Can you finish? - Sep 19th 2010, 02:47 PMPhyxius117
Do I go with a direct proof?

like:

Given $\displaystyle \epsilon$ > 0

Then $\displaystyle |\sqrt(x_n)-\sqrt(a)| < \epsilon $

Thus $\displaystyle |{\frac{x_n-a}{\sqrt(x_n)+\sqrt(a)}| < \epsilon $

but what do I do next? Do I split it up into two? - Sep 19th 2010, 03:17 PMPlato
That is pure wishful thinking.

First show that $\displaystyle \left( {\exists N} \right)\left[ {n \geqslant N\; \Rightarrow x_n > \frac{a}{2}} \right]$

From that you show that

$\displaystyle \frac{1}{{\sqrt {x_n } + \sqrt a }} < \frac{{\sqrt 2 }}

{{\sqrt a + \sqrt {2a} }}$

You have a lot of work to do. - Sep 19th 2010, 03:24 PMPhyxius117
I don't quite understand. how did you get x_n > a/2 ?

- Sep 19th 2010, 03:28 PMPlato
- Sep 19th 2010, 04:59 PMPhyxius117
Thank you for all the help.

after looking at your hints on how to approach this problem, i'm trying hard to figure out how to solve it but I just don't understand what I am suppose to do. - Sep 20th 2010, 01:37 AMmagus
I happened on this problem and I was wondering if the following reasoning is enough to prove that $\displaystyle x_n>\frac{a}{2}$.

If $\displaystyle x_n$ is monotonically increasing or non-decreasing then it must eventually pass $\displaystyle \frac{a}{2}$ in order to get to $\displaystyle a$. If it is monotonically decreasing or non-incresing then all values of $\displaystyle x_n$ must be greater then $\displaystyle a$. If it is none of those we can still choose a monotonic subsequence because all sequences have a monotonic subsequence and apply the logic previously stated.

Is this enough just for$\displaystyle x_n>\frac{a}{2}$? - Sep 20th 2010, 02:37 AMMathoMan
Hi. I like these assignments, they can be challenging. I am curios Plato if your first hint can be proved like this:

$\displaystyle \lim x_n =a \Rightarrow \forall \epsilon >0, \exists n_\epsilon$ such that $\displaystyle \forall n>n_\epsilon $ is $\displaystyle |x_n-a|<\epsilon.$ Setting $\displaystyle \epsilon =\frac{a}{2}$ then set $\displaystyle N=n_\epsilon=n_{\frac{a}{2}}$ and for all $\displaystyle n>N$ we'd have $\displaystyle |x_n-a|<\epsilon=\frac{a}{2}.$

Now we get

$\displaystyle |x_n-a|<\frac{a}{2},$

$\displaystyle -\frac{a}{2}<x_n-a<\frac{a}{2},$ (add*a*to all)

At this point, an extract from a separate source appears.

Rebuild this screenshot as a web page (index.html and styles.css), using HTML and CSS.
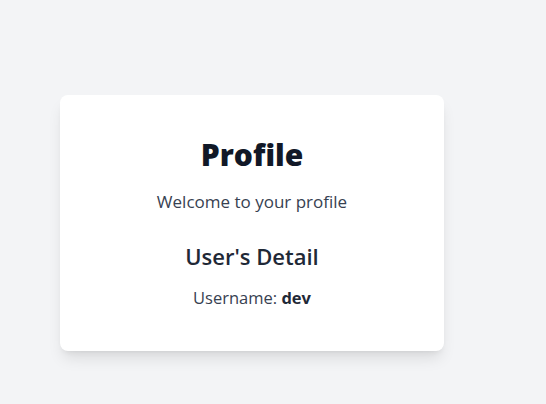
FILE: index.html
```html
<!DOCTYPE html>
<html>
<head>
<meta charset="utf-8">
<link rel="stylesheet" href="styles.css">
</head>
<body>
<main class="page">
  <section class="card">
    <h1 class="title">Profile</h1>
    <p class="welcome">Welcome to your profile</p>
    <h2 class="subtitle">User's Detail</h2>
    <p class="username">Username: <strong>dev</strong></p>
  </section>
</main>
</body>
</html>
```

FILE: styles.css
```css
html, body {
  margin: 0;
  padding: 0;
  background: #f3f4f6;
  font-family: "Open Sans", "Noto Sans", sans-serif;
}
.page {
  padding: 95px 0 0 60px;
  min-height: 404px;
  box-sizing: border-box;
}
.card {
  width: 384px;
  height: 256px;
  box-sizing: border-box;
  background: #fff;
  border-radius: 8px;
  box-shadow: 0 10px 15px -3px rgba(0,0,0,0.1), 0 4px 6px -4px rgba(0,0,0,0.1);
  display: flex;
  flex-direction: column;
  align-items: center;
  padding-top: 42px;
}
.title {
  margin: 0;
  font-size: 30px;
  line-height: 36px;
  font-weight: 800;
  color: #111827;
}
.welcome {
  margin: 15px 0 0;
  font-size: 17px;
  line-height: 28px;
  color: #374151;
}
.subtitle {
  margin: 25px 0 0;
  font-size: 22px;
  line-height: 30px;
  font-weight: 600;
  color: #1f2937;
}
.username {
  margin: 15px 0 0;
  font-size: 16.5px;
  line-height: 24px;
  color: #374151;
}
.username strong {
  font-weight: 700;
  color: #1f2937;
}
```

$\displaystyle \frac{a}{2}<x_n<\frac{3a}{2},$ and the left part of this extended inequality gives us $\displaystyle x_n>\frac{a}{2}.$

I guess this is ok, Plato can you respond. And am trying to get the second part. Still, I don't see were this leads. Thx in advance. - Sep 20th 2010, 02:59 AMMathoMan
Continuing on my previous post. If my getting to $\displaystyle x_n>\frac{a}{2}$ is ok then:

$\displaystyle \sqrt{x_n}>\sqrt{\frac{a}{2}}, $ (now add $\displaystyle \sqrt{a}$)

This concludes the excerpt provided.